Controlling factors and driving mechanisms of nitrate contamination in groundwater system of Bandung Basin, Indonesia, deduced by combined use of stable isotope ratios, CFC age dating, and socioeconomic parameters

Number of populations, industry, and economic activities in Indonesia are growing rapidly and these impacts on natural environments raise awareness about water quality issue over the country. Bandung Basin, one of the most growing rapidity urban areas in Indonesia, was assessed for NO₃^- contamination in groundwater systems, and its controlling factors and driving mechanisms were investigated with the aim to demonstrate novelty on the use of combination of parameters of stable isotope ratios in nitrate (δ¹⁵N and δ¹⁸O in NO₃^-), groundwater age (using CFC-12 age tracer), and socioeconomic parameters (land-use, population, and economic database). Groundwater NO₃^- concentrations at present time did not exceed HWO limit for all the analyzed samples (3.00 mg/L in average with maximum value of 20.69 mg/L, n = 102). Dual stable isotopic analysis together with CFC-12 groundwater age determination suggest that anthropogenic activities are the major causes for increasing NO₃^- concentrations in groundwater. Those activities under respective land-use are industrial and domestic wastes for urban areas and chemical fertilizers for paddy and plantations areas. In general shallow unconfined aquifer is more vulnerable to NO₃^- contamination compared with deep confined aquifer because denitrification partly occurs in deep anoxic aquifer and this led attenuation of NO₃^- pollution in groundwater flowing.

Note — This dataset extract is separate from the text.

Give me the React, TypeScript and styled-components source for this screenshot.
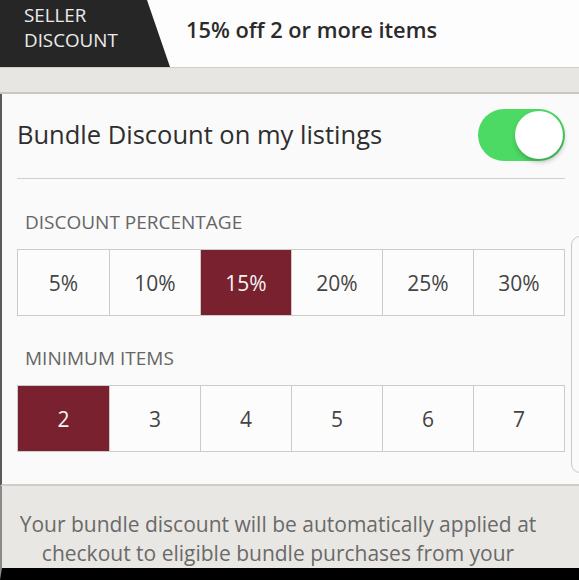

However, it seems likely at groundwater depression cones in urban areas that more concentrated waters are transported from shallow aquifer into deep aquifer system through downward vertical fluxes due to excessive pumping. Principal component analysis (PCA) on NO₃^- concentrations with socioeconomic parameters indicated that industrial and population growths are the main factors related to groundwater NO₃^- contamination. This result corresponds to CFC-age dating which shows younger (more recently recharged) groundwaters as being more contaminated than older ones do. Our study implies that NO₃^- contamination in this area may become more severe in future with a lack of necessary controls and treatment for human-induced nitrogen sources. Proposed approach is useful to understand how the NO₃^- contaminant behaves in large basin aquifer system under urban environments and might be applicable in other developing regions too because increasing populations may be associated with increasing nitrogen loadings.